After considering the info here I may change that up and try to keep smaller batches in a rotation for the rifle calibers. Not sure if it's worthwhile for the straight wall pistols though.
 
clocker:
Not sure if it's worthwhile for the straight wall pistols though.
:D I load and shoot on average 250+/- straight wall pistol every week--for years. I've never bought brass.
After shooting I pick all of my caliber I can find. I bring it home and sort by headstamp and inspect the cases outdoors and store the sorted range pick-ups in coffee cans until there are enough to tumble and process for reloading.
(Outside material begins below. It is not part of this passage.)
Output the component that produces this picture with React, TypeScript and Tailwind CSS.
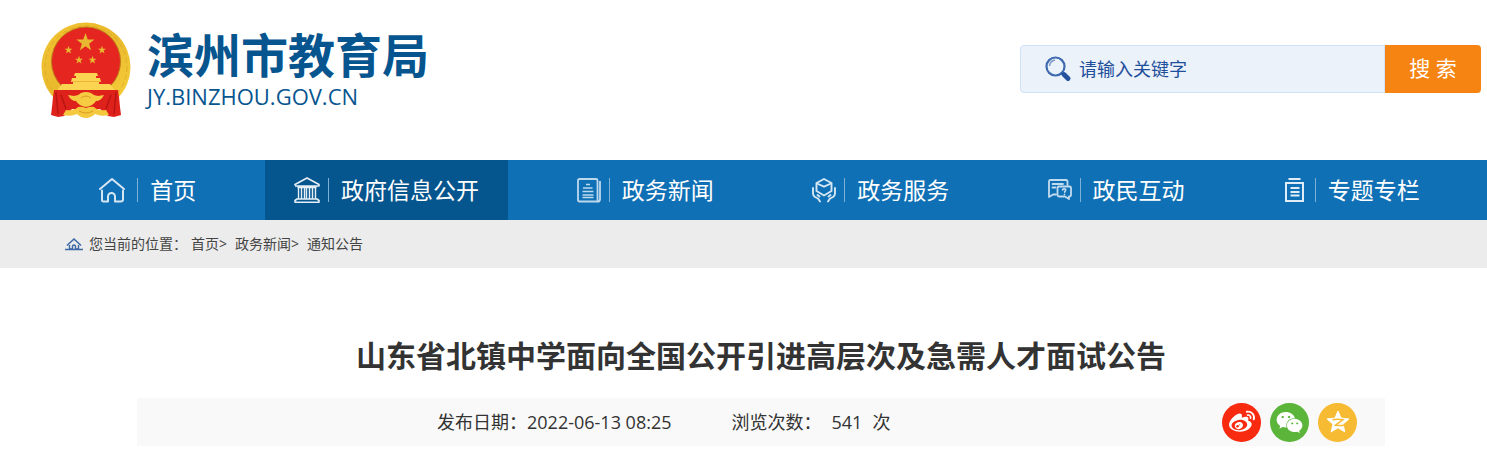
import React from 'react';
import { FaWeibo, FaWeixin } from 'react-icons/fa';

const starPoints = (cx: number, cy: number, r: number, inner = 0.4) =>
  Array.from({ length: 10 }, (_, i) => {
    const radius = i % 2 === 0 ? r : r * inner;
    const angle = (Math.PI / 5) * i - Math.PI / 2;
    return `${(cx + radius * Math.cos(angle)).toFixed(2)},${(cy + radius * Math.sin(angle)).toFixed(2)}`;
  }).join(' ');

const Emblem: React.FC = () => (
  <svg viewBox="0 0 90 96" className="h-24 w-[90px] shrink-0" aria-hidden="true">
    <defs>
      <linearGradient id="gold" x1="0" y1="0" x2="1" y2="1">
        <stop offset="0" stopColor="#f2c431" />
        <stop offset="0.5" stopColor="#e9b82d" />
        <stop offset="1" stopColor="#f8d23c" />
      </linearGradient>
    </defs>
    <circle cx="45" cy="45" r="44.5" fill="url(#gold)" />
    <circle cx="45" cy="45" r="41" fill="none" stroke="#dfae28" strokeWidth="1" strokeDasharray="5 3" />
    <circle cx="45" cy="39.5" r="34.5" fill="#e52620" stroke="#bd7b18" strokeWidth="1" />
    <g fill="#e8b830">
      <polygon points={starPoints(44.5, 20.5, 9.5)} />
      <polygon points={starPoints(27.5, 28, 4.2)} />
      <polygon points={starPoints(61, 28, 4.2)} />
      <polygon points={starPoints(38, 38, 4.2)} />
      <polygon points={starPoints(51.5, 38, 4.2)} />
    </g>
    <path
      d="M34 51h22l1 3h-2v2h4l1 4h-2v2h11l4 5v2H17v-2l4-5h11v-2h-2l1-4h4v-2h-2z"
      fill="#fbd451"
    />
    <path d="M31 59.5h28" stroke="#eeb53a" strokeWidth="1" />
    <path d="M13 68h64l1 7 1 10 1 8-7 2-6-1-8-7H31l-8 7-6 1-7-2 1-8 1-10z" fill="#df211c" />
    <path
      d="M33 74q4 0 7-3 5-2 10 0 3 3 7 3l6-1q-3 6-8 6-3 5-10 6-7-1-10-6-5 0-8-6z"
      fill="#f6cc43"
    />
    <path d="M25 88q8 1 12-3 3-1 8 1 5-2 8-1 4 4 12 3l3 5q-8 2-14-1-4 4-9 4t-9-4q-6 3-14 1z" fill="#f5c93d" />
    <path d="M15 70l2 22M20 73l5 14M75 70l-2 22M70 73l-5 14" stroke="#b81613" strokeWidth="1.5" />
    <path d="M40 76q5-4 10 0M38 89q7 4 14 0" fill="none" stroke="#d99a24" strokeWidth="1" />
  </svg>
);

const HomeIcon = () => (
  <svg viewBox="0 0 26 26" className="mr-1 size-[26px]" fill="none" stroke="#d5e6f3" strokeWidth="2" strokeLinecap="round" strokeLinejoin="round">
    <path d="M1 12L13 2l12 10" />
    <path d="M3 13.500V23q0 1.500 1.500 1.500h4.500v-5a3.500 3.500 0 0 1 7 0v5h5.500q2.500 0 2.500-2v-9" />
  </svg>
);

const BankIcon = () => (
  <svg viewBox="0 0 26 26" className="size-[26px]" fill="none" stroke="#e6eff6" strokeWidth="1.6" strokeLinejoin="round">
    <path d="M1 8.500V7.500L13 1l12 6.500v1.500H1M3.500 10.500h19M3 22h20M1 25.200V23.500l2-1.500h20l2 1.500v1.700z" />
    <path d="M4.500 10.500V22M7.500 10.500V22M10.500 10.500V22M12.500 10.500V22M15.500 10.500V22M18.500 10.500V22M21.500 10.500V22" strokeWidth="1.400" />
  </svg>
);

const NewsIcon = () => (
  <svg viewBox="0 0 24 26" className="h-[26px] w-6" fill="none" stroke="#bdd9ee" strokeWidth="1.800" strokeLinejoin="round">
    <path d="M2.500 2H19q1.500 0 1.500 1.500V22q0 2.500 1 2.500H2.500Q1 24.500 1 23V3.500Q1 2 2.500 2z" />
    <path d="M23 4v18q0 2.500-2 2.500" />
    <path d="M9 7.500h4M6 11h9.500M5.500 14.500h11M5.500 18h11M5.500 20.500h11" strokeWidth="1.500" />
  </svg>
);

const ServiceIcon = () => (
  <svg viewBox="0 0 24 26" className="h-[26px] w-6" fill="none" stroke="#d5e7f4" strokeWidth="1.900" strokeLinejoin="round" strokeLinecap="round">
    <path d="M12 2l7.500 4v8L12 18.500 4.500 14V6z" />
    <path d="M5 6.500l7 3.200 7-3.200" />
    <path d="M1 11v5.500q0 2 2 3.500l3 1.500 2 3M5.500 18l2 1.500M23 11v5.500q0 2-2 3.500l-3 1.500-2 3M18.500 18l-2 1.500" />
  </svg>
);

const ChatIcon = () => (
  <svg viewBox="0 0 24 26" className="h-[26px] w-6" fill="none" stroke="#c2dcef" strokeWidth="1.800" strokeLinejoin="round" strokeLinecap="round">
    <path d="M19.500 8V4.500Q19.500 3 18 3H2.500Q1 3 1 4.500V20l4-2.500h3" />
    <path d="M4.500 7h10.500M4.500 10.500h3" />
    <path d="M11 9.500h10.500q1.500 0 1.500 1.500v7q0 1.500-1.500 1.500H21v2.500l-4-2.500h-6Q9.500 19.500 9.500 18v-7q0-1.500 1.500-1.500z" />
    <path d="M14.500 12.800q1-1.300 2.500-.8 1.600 1-.3 2.600v.6M16.500 17.300v.2" strokeWidth="1.600" />
  </svg>
);

const ColumnIcon = () => (
  <svg viewBox="0 0 24 26" className="h-[26px] w-6" fill="none" stroke="#e0edf7" strokeWidth="2">
    <path d="M5.500 2h12M3 6h17v18H3zM7.500 11h9M7.500 15h9M7.500 18.500h9" />
  </svg>
);

const SearchIcon = () => (
  <svg viewBox="0 0 26 26" className="size-[26px] shrink-0" fill="none" aria-hidden="true">
    <circle cx="10.500" cy="10.500" r="9" stroke="#3f6aae" strokeWidth="2.200" />
    <path d="M4.500 10q.5-5 5.500-6" stroke="#7c9bcb" strokeWidth="1.500" />
    <path d="M16.500 17l2 1.500" stroke="#2e5ca5" strokeWidth="2.500" />
    <path d="M19 18.500l4 4" stroke="#24529d" strokeWidth="4.800" strokeLinecap="round" />
  </svg>
);

const CrumbIcon = () => (
  <svg viewBox="0 0 18 14" className="h-3.5 w-[18px]" fill="none" stroke="#3c69a6" aria-hidden="true">
    <path d="M2 8.500L9 2l7 6.500" strokeWidth="1.600" />
    <path d="M4.500 8V12h3V9q1.500-2 3 0v3h3V8" strokeWidth="1.400" />
    <path d="M0 12.500h18" strokeWidth="1.500" />
  </svg>
);

const QzoneIcon = () => (
  <svg viewBox="0 0 24 24" className="size-6" aria-hidden="true">
    <polygon points={starPoints(12, 12.5, 11.5, 0.46)} fill="#fff" stroke="#fff" strokeWidth="1" strokeLinejoin="round" />
    <path d="M6.500 9.700q5-.9 10.500 0L9.500 15.200q4.500.9 9.500-.2" fill="none" stroke="#f6bb32" strokeWidth="1.500" />
  </svg>
);

const navItems = [
  { label: '首页', icon: <HomeIcon /> },
  { label: '政府信息公开', icon: <BankIcon />, active: true },
  { label: '政务新闻', icon: <NewsIcon />, spaced: true },
  { label: '政务服务', icon: <ServiceIcon /> },
  { label: '政民互动', icon: <ChatIcon /> },
  { label: '专题专栏', icon: <ColumnIcon /> },
];

const Header: React.FC = () => (
  <header className="flex items-start justify-between pt-[22px] pr-1.5 pb-[42px] pl-[41px]">
    <a href="#" className="flex text-[#07558f]">
      <Emblem />
      <span className="ml-4 flex flex-col pt-1">
        <span className="text-[47px] leading-[58px] font-bold">滨州市教育局</span>
        <span className="text-[22px] leading-6">JY.BINZHOU.GOV.CN</span>
      </span>
    </a>
    <form className="mt-[23px] flex h-12" onSubmit={(e) => e.preventDefault()}>
      <label className="flex w-[365px] items-center gap-2 rounded-l border border-[#cfe2fa] bg-[#ebf2fa] pl-6">
        <SearchIcon />
        <input
          type="text"
          aria-label="请输入关键字"
          placeholder="请输入关键字"
          className="min-w-0 flex-1 bg-transparent text-lg text-[#1f4e9b] outline-none placeholder:text-[#1f4e9b]"
        />
      </label>
      <button type="submit" className="w-24 rounded-r bg-[#f68412] text-[21px] text-white">
        搜 索
      </button>
    </form>
  </header>
);

const NavBar: React.FC = () => (
  <nav className="bg-[#1070b5] pr-[18px] pl-[30px]">
    <ul className="grid grid-cols-[235fr_242fr_255fr_235fr_235fr_235fr]">
      {navItems.map((item) => (
        <li key={item.label} className={item.spaced ? 'pl-5' : ''}>
          <a
            href="#"
            className={`flex h-15 items-center justify-center text-[23px] whitespace-nowrap text-white ${item.active ? 'bg-[#05558e]' : ''}`}
          >
            {item.icon}
            <span className="mr-3 ml-2 h-6 w-px bg-[#7fb1d8]" />
            {item.label}
          </a>
        </li>
      ))}
    </ul>
  </nav>
);

const Breadcrumb: React.FC = () => (
  <div className="flex h-12 items-center bg-[#ececec] pl-[65px] text-sm text-[#444]">
    <CrumbIcon />
    <span className="ml-1.5">您当前的位置：</span>
    <a href="#" className="ml-1">首页&gt;</a>
    <a href="#" className="ml-2">政务新闻&gt;</a>
    <a href="#" className="ml-2">通知公告</a>
  </div>
);

const App: React.FC = () => {
  return (
    <div className="min-h-screen bg-white font-['Open_Sans','Noto_Sans_CJK_SC',sans-serif]">
      <Header />
      <NavBar />
      <Breadcrumb />
      <main className="pt-16 pr-[102px] pl-[137px]">
        <h1 className="text-center text-[30px] leading-12 font-bold text-[#333]">
          山东省北镇中学面向全国公开引进高层次及急需人才面试公告
        </h1>
        <div className="mt-[18px] flex h-12 items-center bg-[#f9f9f9] pl-[300px] text-lg text-[#333]">
          <span>发布日期：2022-06-13 08:25</span>
          <span className="ml-15">浏览次数：</span>
          <span className="ml-2.5">541</span>
          <span className="ml-2.5">次</span>
          <div className="mr-7 ml-auto flex gap-[9px] text-white">
            <button type="button" aria-label="微博" className="flex size-[39px] items-center justify-center rounded-full bg-[#f82a10]">
              <FaWeibo className="size-[26px]" />
            </button>
            <button type="button" aria-label="微信" className="flex size-[39px] items-center justify-center rounded-full bg-[#5bb53a]">
              <FaWeixin className="size-[27px]" />
            </button>
            <button type="button" aria-label="QQ空间" className="flex size-[39px] items-center justify-center rounded-full bg-[#f6bb32]">
              <QzoneIcon />
            </button>
          </div>
        </div>
      </main>
    </div>
  );
};

export default App;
I put these polished sized and deprimed cases in coffee cans in my reloading area--1100rds +/- per container. The cans are marked BY Headstamps A-J. When I'm using brass out of "B", I'm refilling the empty "A" container. Next comes "C"--etc,etc. That way the cases all get used equally and don't sit unused indefinitely. I keep 5 or 6 headstamps to shoot. Rotating them through, no individual cases get "shot out/weakened". I lose enough of mine and find enough (and more) replacement once-fired cases to rarely have a bad case.
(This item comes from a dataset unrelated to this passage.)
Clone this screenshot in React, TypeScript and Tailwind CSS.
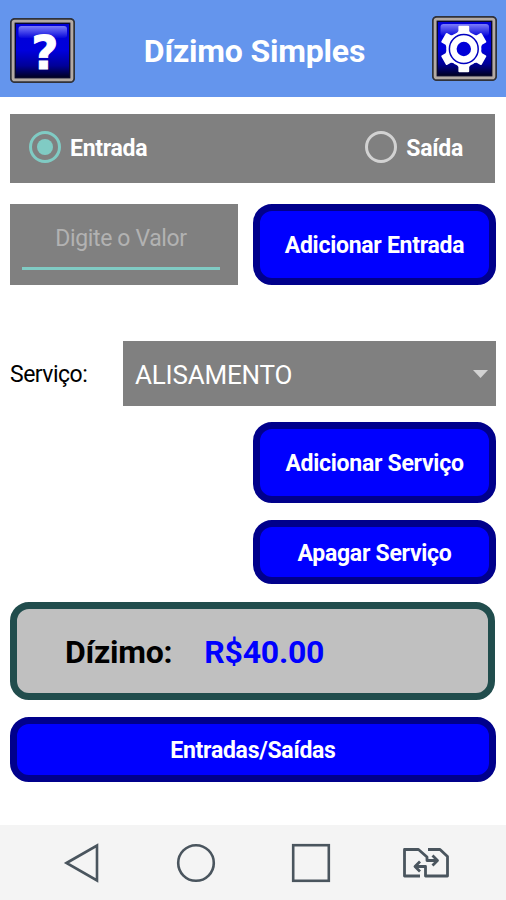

They all feel the same in my turret press, shoot the same in my pistols and are reliable shiny-slippery cases. It works for me. YMMV
 
^^^The greater majority of my brass is range pick-up; after 32 years of that, I will keep it up. What still amazes me is the waste I see from other shooters. With the prices of metals constantly going up, I still find lots of excellent, 1X brass all over my club range.
 
So far I think it's easier to keep track of it the more I have. So I'm thinking I'm gonna go through it all and start over when done. Well maybe use 3k or so. That might be better. Load a few times then load one last time and put it in the rainy day file.
 
I'd go through a bunch of it at a time. I don't see any reason to sort and segregate my 223 brass or keep track of life. It's the same as my pistol brass. I toss it when the neck cracks, or when it loses neck and/or primer pocket tension.